1681 Yangyang earthquake
- Local date: 12 June 1681
- Magnitude: M_{w}7.5
- Epicenter: 37°54′N 128°30′E﻿ / ﻿37.9°N 128.5°E
- Areas affected: South Korea
- Max. intensity: JMA 7 - MMI IX (Violent)
- Casualties: 1 dead

= 1681 Yangyang earthquake =

Earthquake in South Korea

The 1681 Yangyang earthquake which occurred on 12 June is one of the largest earthquake to affect the Korean Peninsula. This earthquake with an estimated moment magnitude of 7.5 occurred during the Joseon dynasty with an epicenter off the east coast of present-day South Korea.

==Impact==
The earthquake's effects were recorded in the Veritable Records of the Joseon Dynasty. It caused widespread damage in Kangwon Province; many homes built with mud walls collapsed and their roof tiles fell. The Sinheungsa temple on Seoraksan was also destroyed. Rockfalls were reported in the areas of Pyeongchang and Jeongseon. An investigation of rockfall deposits at Seoraksan suggest they formed in recent times rather than prehistoric and may have been caused by the earthquake. Descriptions of the sea being "swept" at Yangyang, near the coast, were interpreted as a seaquake and suggested an epicenter offshore.
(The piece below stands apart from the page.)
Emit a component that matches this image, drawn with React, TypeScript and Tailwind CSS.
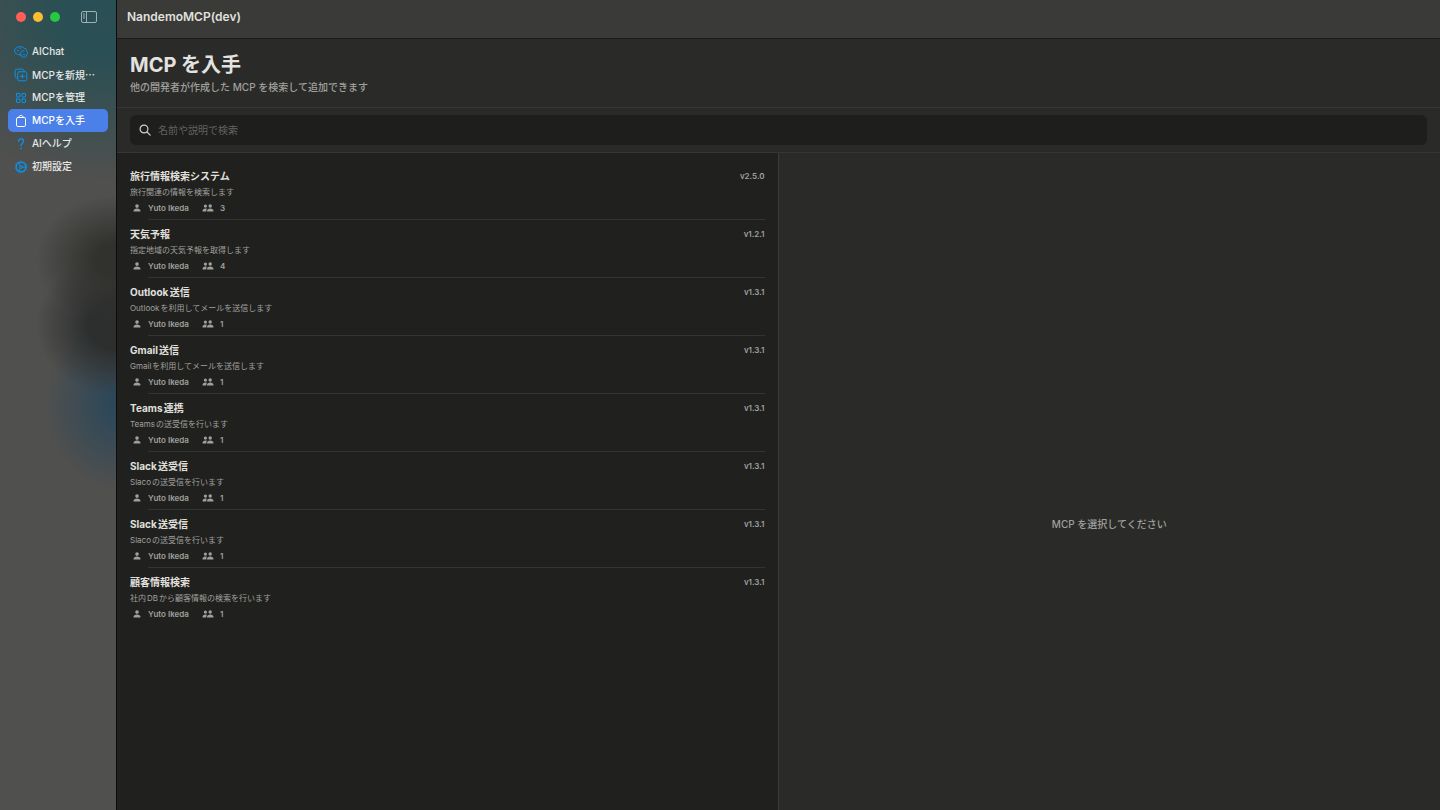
import { useState } from 'react';
import type { ReactNode } from 'react';

type McpItem = {
  id: number;
  name: string;
  description: string;
  author: string;
  users: number;
  version: string;
};

const mcpItems: McpItem[] = [
  { id: 1, name: '旅行情報検索システム', description: '旅行関連の情報を検索します', author: 'Yuto Ikeda', users: 3, version: 'v2.5.0' },
  { id: 2, name: '天気予報', description: '指定地域の天気予報を取得します', author: 'Yuto Ikeda', users: 4, version: 'v1.2.1' },
  { id: 3, name: 'Outlook送信', description: 'Outlookを利用してメールを送信します', author: 'Yuto Ikeda', users: 1, version: 'v1.3.1' },
  { id: 4, name: 'Gmail送信', description: 'Gmailを利用してメールを送信します', author: 'Yuto Ikeda', users: 1, version: 'v1.3.1' },
  { id: 5, name: 'Teams連携', description: 'Teamsの送受信を行います', author: 'Yuto Ikeda', users: 1, version: 'v1.3.1' },
  { id: 6, name: 'Slack送受信', description: 'Slacoの送受信を行います', author: 'Yuto Ikeda', users: 1, version: 'v1.3.1' },
  { id: 7, name: 'Slack送受信', description: 'Slacoの送受信を行います', author: 'Yuto Ikeda', users: 1, version: 'v1.3.1' },
  { id: 8, name: '顧客情報検索', description: '社内DBから顧客情報の検索を行います', author: 'Yuto Ikeda', users: 1, version: 'v1.3.1' },
];

const Icon = ({ children }: { children: ReactNode }) => (
  <svg viewBox="0 0 14 14" className="w-3.5 h-3.5 shrink-0" fill="none" stroke="currentColor" strokeWidth="1" strokeLinecap="round" strokeLinejoin="round" aria-hidden="true">
    {children}
  </svg>
);

const BrainIcon = () => (
  <Icon>
    <path d="M5.2 9.6C3.8 9.9 2.8 9.3 2.6 8.4C1.2 8.3.4 7.200.7 6C.2 4.600 1.100 3.300 2.400 3.200C3.100 1.600 5.200 1.200 6.400 2.100C7.800 1.300 9.600 1.900 9.900 3.300C11.600 3.200 12.700 4.400 12.400 5.900C13.800 6.800 13.900 8.900 12.700 9.700C12.900 11.600 11 12.800 9.500 11.900C8.200 12.600 6.800 11.600 7 10.100C6.400 10.100 5.700 9.900 5.200 9.600Z" />
    <path d="M3.100 5.600C3.800 4.700 4.900 5 5 6M6.400 2.200C5.800 3 6 3.900 6.800 4.200M7 10.100C5.700 9.300 6.200 7.400 7.600 7.300C7.700 5.800 9 5.300 9.900 6M9 9.800C9.400 9 10.500 9 10.700 10" />
  </Icon>
);

const NewIcon = () => (
  <Icon>
    <path d="M3.6 10H2.6C1.8 10 1.2 9.4 1.2 8.6V2.6C1.2 1.8 1.8 1.2 2.6 1.2H8.6C9.4 1.2 10 1.8 10 2.6V3.6" />
    <rect x="3.8" y="3.8" width="9" height="9" rx="1.4" />
    <path d="M8.3 6.2V10.4M6.2 8.3H10.4" />
  </Icon>
);

const GridIcon = () => (
  <Icon>
    <rect x="2.5" y="2.5" width="3.500" height="3.500" rx=".3" />
    <rect x="8" y="2.5" width="3.500" height="3.500" rx=".3" />
    <rect x="2.5" y="8" width="3.500" height="3.500" rx=".3" />
    <rect x="8" y="8" width="3.500" height="3.500" rx=".3" />
  </Icon>
);

const BagIcon = () => (
  <Icon>
    <rect x="2.500" y="3.500" width="9" height="9" rx="1.3" />
    <path d="M4.900 3.500C4.900 2.200 5.700 1.400 7 1.400C8.300 1.400 9.100 2.200 9.100 3.500" />
  </Icon>
);

const HelpIcon = () => (
  <Icon>
    <path d="M4.500 4.300C4.500 2.700 5.600 1.900 7 1.900C8.500 1.900 9.600 2.800 9.600 4.200C9.600 6.100 7 6.300 7 8.700" strokeWidth="1.300" />
    <circle cx="7" cy="11.500" r=".5" fill="currentColor" />
  </Icon>
);

const GearIcon = () => (
  <Icon>
    <circle cx="7" cy="7" r="4.800" strokeWidth="1.500" />
    <circle cx="7" cy="7" r="5.900" strokeWidth=".9" strokeDasharray="1 1.3" strokeLinecap="butt" />
    <circle cx="7" cy="7" r="1.300" />
    <path d="M8.400 7H12M6.300 5.800L4.500 2.700M6.300 8.200L4.500 11.300" />
  </Icon>
);

const PersonIcon = () => (
  <svg viewBox="0 0 8 8" className="w-2 h-2" fill="currentColor" aria-hidden="true">
    <circle cx="4" cy="2.1" r="1.8" />
    <path d="M.5 7C.5 5.5 2 4.6 4 4.6C6 4.6 7.500 5.500 7.500 7C7.500 7.400 7.200 7.600 6.800 7.600H1.200C.8 7.600.5 7.400.5 7Z" />
  </svg>
);

const PeopleIcon = () => (
  <svg viewBox="0 0 12 8" className="w-3 h-2" fill="currentColor" aria-hidden="true">
    <circle cx="3.400" cy="2.100" r="1.600" />
    <path d="M.5 7C.5 5.500 1.700 4.500 3.400 4.500C4 4.500 4.500 4.600 4.900 4.800C4.400 5.500 4.200 6.400 4.300 7.600H1.200C.8 7.600.5 7.400.5 7Z" />
    <circle cx="8.200" cy="2" r="1.700" />
    <path d="M5 7C5 5.500 6.400 4.500 8.200 4.500C10.100 4.500 11.500 5.500 11.500 7C11.500 7.400 11.300 7.600 10.900 7.600H5.600C5.200 7.600 5 7.400 5 7Z" />
  </svg>
);

const navItems = [
  { label: 'AIChat', icon: <BrainIcon /> },
  { label: 'MCPを新規', icon: <NewIcon />, truncated: true },
  { label: 'MCPを管理', icon: <GridIcon /> },
  { label: 'MCPを入手', icon: <BagIcon /> },
  { label: 'AIヘルプ', icon: <HelpIcon /> },
  { label: '初期設定', icon: <GearIcon /> },
];

function Sidebar() {
  const [active, setActive] = useState('MCPを入手');

  return (
    <aside className="w-[117px] shrink-0 border-r border-[#0c0c0c] bg-[#50504e] bg-[radial-gradient(80px_65px_at_116px_260px,#31312e_25%,transparent),radial-gradient(80px_70px_at_116px_325px,#2d2f2f_35%,transparent),radial-gradient(75px_85px_at_120px_405px,#2c4759_10%,transparent),radial-gradient(190px_165px_at_105px_15px,#2a4f54_25%,transparent)]">
      <div className="flex items-center h-[33px] pl-4">
        <div className="flex gap-[7px]">
          <button aria-label="閉じる" className="w-2.5 h-2.5 rounded-full bg-[#ff5f57]" />
          <button aria-label="しまう" className="w-2.5 h-2.5 rounded-full bg-[#febc2e]" />
          <button aria-label="拡大" className="w-2.5 h-2.5 rounded-full bg-[#28c840]" />
        </div>
        <button aria-label="サイドバーを切り替え" className="ml-5 text-[#9fb0b2]">
          <svg viewBox="0 0 18 14" className="w-[18px] h-3.5" fill="none" stroke="currentColor" strokeWidth="1">
            <rect x="1.500" y="1.500" width="15" height="11" rx="1.500" />
            <path d="M6.500 1.500V12.500M3 4H5M3 6H5M3 8H5" />
          </svg>
        </button>
      </div>
      <nav className="flex flex-col px-2 pt-[7px]">
        {navItems.map((item) => (
          <button
            key={item.label}
            onClick={() => setActive(item.label)}
            className={`flex items-center gap-1 h-[23px] pl-1.5 rounded-[5px] text-[10px] font-medium whitespace-nowrap ${
              active === item.label ? 'bg-[#4a80e8] text-white' : 'text-[#e8e8e7]'
            }`}
          >
            <span className={active === item.label ? 'text-white' : 'text-[#0d90ea]'}>{item.icon}</span>
            <span>
              {item.label}
              {item.truncated && <span className="font-['Noto_Sans_CJK_JP',sans-serif]">…</span>}
            </span>
          </button>
        ))}
      </nav>
    </aside>
  );
}

function McpRow({ item, last }: { item: McpItem; last: boolean }) {
  return (
    <li>
      <button className="block w-full h-[57px] pt-[3px] text-left [text-autospace:normal]">
        <span className="flex justify-between items-center h-4">
          <span className="text-[10px] font-bold text-[#e0e0de]">{item.name}</span>
          <span className="text-[8px] font-semibold text-[#a0a09e]">{item.version}</span>
        </span>
        <span className="block h-4 leading-4 text-[8px] text-[#a0a09e]">{item.description}</span>
        <span className="flex items-center h-4 pl-[3px] text-[8px] font-semibold text-[#a0a09e]">
          <PersonIcon />
          <span className="w-[43px] ml-[7px]">{item.author}</span>
          <span className="ml-[11px]"><PeopleIcon /></span>
          <span className="ml-1.5">{item.users}</span>
        </span>
      </button>
      <hr className={`ml-[18px] ${last ? 'border-transparent' : 'border-[#343432]'}`} />
    </li>
  );
}

export default function App() {
  const [query, setQuery] = useState('');
  const items = mcpItems.filter((item) => item.name.includes(query) || item.description.includes(query));

  return (
    <div className="flex min-h-screen bg-[#2a2a28] font-['Inter','Noto_Sans_CJK_JP',sans-serif]">
      <Sidebar />

      <main className="flex-1 min-w-0 flex flex-col">
        {/* Window title */}
        <div className="flex items-center h-[39px] pl-2.5 pb-1 bg-[#3a3a38] border-b border-[#1c1c1b]">
          <span className="text-xs font-semibold text-[#e0e0de]">NandemoMCP(dev)</span>
        </div>

        <header className="h-[69px] px-[13px] pt-3 border-b border-[#363634]">
          <h1 className="text-[20px] leading-7 font-bold text-[#e2e2e0]">MCP を入手</h1>
          <p className="text-[10px] leading-4 font-medium text-[#a0a09e]">他の開発者が作成した MCP を検索して追加できます</p>
        </header>

        <div className="px-[13px] py-[7px] border-b border-[#363634]">
          <label className="flex items-center gap-[7px] h-[30px] px-[9px] rounded-md bg-[#1e1e1d] text-[#d0d0ce]">
            <svg viewBox="0 0 12 12" className="w-3 h-3 shrink-0" fill="none" stroke="currentColor" strokeWidth="1.200" strokeLinecap="round" aria-hidden="true">
              <circle cx="5" cy="5" r="3.900" />
              <path d="M8 8L11.200 11.200" />
            </svg>
            <input
              type="text"
              value={query}
              onChange={(e) => setQuery(e.target.value)}
              aria-label="MCPを検索"
              placeholder="名前や説明で検索"
              className="flex-1 bg-transparent text-[10px] outline-none placeholder:text-[#636361]"
            />
          </label>
        </div>

        <div className="flex-1 grid grid-cols-2">
          <ul className="pl-[13px] pr-[13px] pt-[9px] bg-[#20201e] border-r border-[#3a3a38]">
            {items.map((item, index) => (
              <McpRow key={item.id} item={item} last={index === items.length - 1} />
            ))}
          </ul>
          <section className="flex items-center justify-center pt-[85px]">
            <p className="text-[10px] font-medium text-[#a0a09e]">MCP を選択してください</p>
          </section>
        </div>
      </main>
    </div>
  );
}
The journal documented the withdrawal of the sea at the coast by 50 to 60 pace, and in some areas, up to 100 pace. These have been interpreted as descriptions of a tsunami backwash and further supported a seismic source offshore. The only report of a person killed was from Seoul where an individual died after falling off a horse during the earthquake.

==Geology==
Based on the distribution of damage reports and assessing their intensity on the JMA seismic intensity scale, a moment magnitude of 7.5 was estimated. Seismic intensity level 5 or higher was recorded along the coast in a north–south trend for 200 km while the maximum intensity was 7. There were 3 foreshocks recorded 14 days before the mainshock and 6 damaging aftershocks until February 1682.